A review by ameliaholcomb
Escape from Freedom by Erich Fromm

5.0

Focusing on human psychology, Erich Fromm discusses the nature of freedom and how individual freedom has come about. He then chronicles the evolution of human psychology from the medieval period, through the protestant reformation and European renaissance, into the modern day (which was the 1930s for him). First of all this thesis that human psychology is influenced socially rather than biologically is on point and totally what needed to be said in 1941. He deconstructs freedom and human social psychology in a very palatable way.

Then he moves on to "Mechanisms of Escape," focusing on authoritarianism, destructiveness, and automaton conformity. He deftly picks apart so many psychological aspects of the individual while keeping his focus on the social influences thereof. Of course, he then applied this to Nazism.

Finally, he returns to philosophies on freedom and the individual. He highlights the "illusion of individuality," pointing out again that we are social creatures and our psychology is developed mostly socially, rather than biologically just being our nature. He then focuses on spontaneity and it being a primary component of feeling free. He ends the book with an awesome call for democracy and cooperation.
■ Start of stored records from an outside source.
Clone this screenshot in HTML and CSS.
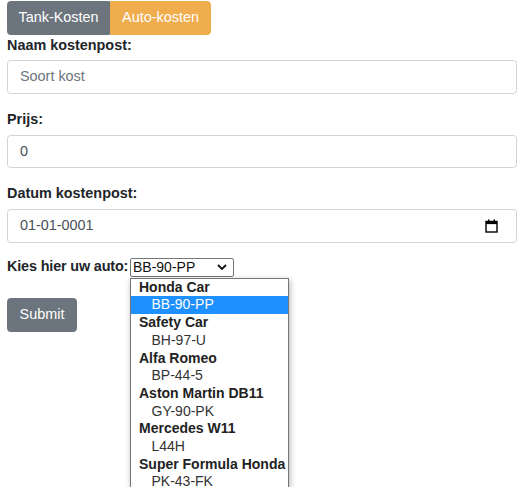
FILE: index.html
```html
<!DOCTYPE html>
<html lang="nl">
<head>
<meta charset="utf-8">
<title>Kosten</title>
<link rel="stylesheet" href="styles.css">
</head>
<body>
<div class="page">
  <div class="btn-group">
    <button class="btn btn-gray btn-left">Tank-Kosten</button>
    <button class="btn btn-orange btn-right">Auto-kosten</button>
  </div>
  <form class="form">
    <div class="form-group">
      <label class="label">Naam kostenpost:</label>
      <div class="input"><span class="placeholder">Soort kost</span></div>
    </div>
    <div class="form-group">
      <label class="label">Prijs:</label>
      <div class="input"><span class="value">0</span></div>
    </div>
    <div class="form-group">
      <label class="label">Datum kostenpost:</label>
      <div class="input input-date">
        <span class="value">01-01-0001</span>
        <svg class="cal" width="13" height="14" viewBox="0 0 13 14">
          <rect x="1" y="2.5" width="11" height="10.5" fill="none" stroke="#000" stroke-width="1.4"/>
          <rect x="1" y="2.5" width="11" height="2.6" fill="#000"/>
          <rect x="3" y="0.5" width="1.5" height="2.5" fill="#000"/>
          <rect x="8.5" y="0.5" width="1.5" height="2.5" fill="#000"/>
        </svg>
      </div>
    </div>
    <div class="select-row">
      <span class="label-inline">Kies hier uw auto:</span>
      <div class="select-wrap">
        <div class="select">
          <span>BB-90-PP</span>
          <svg class="chev" width="10" height="6" viewBox="0 0 10 6"><path d="M1 1 L5 5 L9 1" fill="none" stroke="#111" stroke-width="1.8"/></svg>
        </div>
        <div class="dropdown">
          <div class="grp">Honda Car</div>
          <div class="opt sel">BB-90-PP</div>
          <div class="grp">Safety Car</div>
          <div class="opt">BH-97-U</div>
          <div class="grp">Alfa Romeo</div>
          <div class="opt">BP-44-5</div>
          <div class="grp">Aston Martin DB11</div>
          <div class="opt">GY-90-PK</div>
          <div class="grp">Mercedes W11</div>
          <div class="opt">L44H</div>
          <div class="grp">Super Formula Honda</div>
          <div class="opt">PK-43-FK</div>
        </div>
      </div>
    </div>
    <button type="button" class="btn btn-gray btn-submit">Submit</button>
  </form>
</div>
</body>
</html>
```

FILE: styles.css
```css
html, body {
  margin: 0;
  padding: 0;
  height: 487px;
}
body {
  background: #fff;
  font-family: "Liberation Sans", Arial, sans-serif;
  font-size: 14.4px;
  line-height: 21.6px;
  color: #212529;
}
.page {
  box-sizing: border-box;
  height: 487px;
  padding: 0.5px 8px 0 7px;
}
.btn-group {
  display: flex;
}
.btn {
  box-sizing: border-box;
  font-family: "Liberation Sans", Arial, sans-serif;
  font-size: 14.4px;
  line-height: 21.6px;
  height: 34px;
  padding: 0;
  border: 1px solid transparent;
  color: #fff;
  cursor: pointer;
  margin: 0;
  white-space: nowrap;
  text-align: center;
}
.btn-gray {
  background: #6c757d;
  border-color: #6c757d;
}
.btn-orange {
  background: #f0ad4e;
  border-color: #f0ad4e;
}
.btn-left {
  border-radius: 3.6px 0 0 3.6px;
  width: 103px;
}
.btn-right {
  border-radius: 0 3.6px 3.6px 0;
  width: 101px;
}
.form {
  margin: 0;
}
.form-group {
  margin-bottom: 15.4px;
}
.label {
  display: block;
  font-weight: bold;
  line-height: 21.6px;
  margin-bottom: 4px;
}
.input {
  box-sizing: border-box;
  height: 33.5px;
  border: 1px solid #ced4da;
  border-radius: 3.6px;
  padding: 0 10.8px 0 12px;
  display: flex;
  align-items: center;
}
.placeholder {
  color: #6c757d;
}
.value {
  color: #495057;
}
.input-date {
  justify-content: space-between;
  padding-right: 18px;
}
.cal {
  display: block;
}
.select-row {
  display: flex;
  align-items: center;
  height: 21.6px;
  gap: 3px;
  margin-top: -1.5px;
}
.label-inline {
  font-weight: bold;
  width: 120px;
  flex: none;
  white-space: nowrap;
  letter-spacing: -0.15px;
}
.select-wrap {
  position: relative;
}
.select {
  box-sizing: border-box;
  width: 104px;
  height: 19px;
  border: 1px solid #767676;
  border-radius: 2px;
  display: flex;
  align-items: center;
  justify-content: space-between;
  padding: 0 6px 0 2px;
  font-size: 14px;
  line-height: 17px;
  color: #111;
}
.chev {
  display: block;
}
.dropdown {
  position: absolute;
  left: 0;
  top: 20px;
  box-sizing: border-box;
  width: 159px;
  height: 209px;
  border: 1px solid #767676;
  border-bottom: none;
  background: #fff;
  box-shadow: 1px 2px 6px rgba(0, 0, 0, 0.3);
  font-size: 14px;
  line-height: 17.7px;
  color: #111;
  overflow: hidden;
}
.grp {
  font-weight: bold;
  padding-left: 8px;
  color: #222;
}
.opt {
  padding-left: 20.5px;
  color: #333;
}
.opt.sel {
  background: #1e90ff;
  color: #fff;
}
.btn-submit {
  margin-top: 20px;
  border-radius: 3.6px;
  width: 70px;
  display: block;
}
```
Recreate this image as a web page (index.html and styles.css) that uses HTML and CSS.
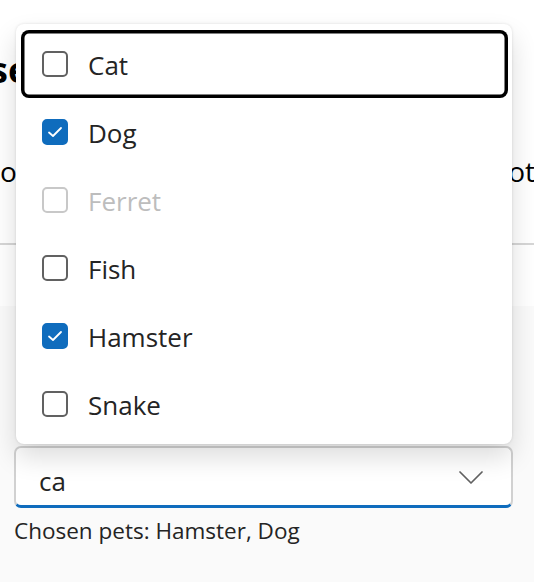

Closing paragraph: "Only if man masters society and subordinates the economic machine to the purposes of human happiness and only if he actively participates in the social process, can he overcome what now drives him into despair--his aloneness and his feeling of powerlessness. Man does not suffer so much from poverty today as he suffers from the fact that he has become a cog in a large machine, an automaton, that his life has become completely empty and lost its meaning. The victory over all kinds of authoritarian systems will be possible only if democracy does not retreat but takes the offensive and proceeds to realize what has been its aim the minds of those who fought for freedom throughout the last centuries. It will triumph over the forces of nihilism only if it can imbue people with a faith that is the strongest the human mind is capable of, the faith in life and in truth, and in freedom as the active and spontaneous realization of the individual self."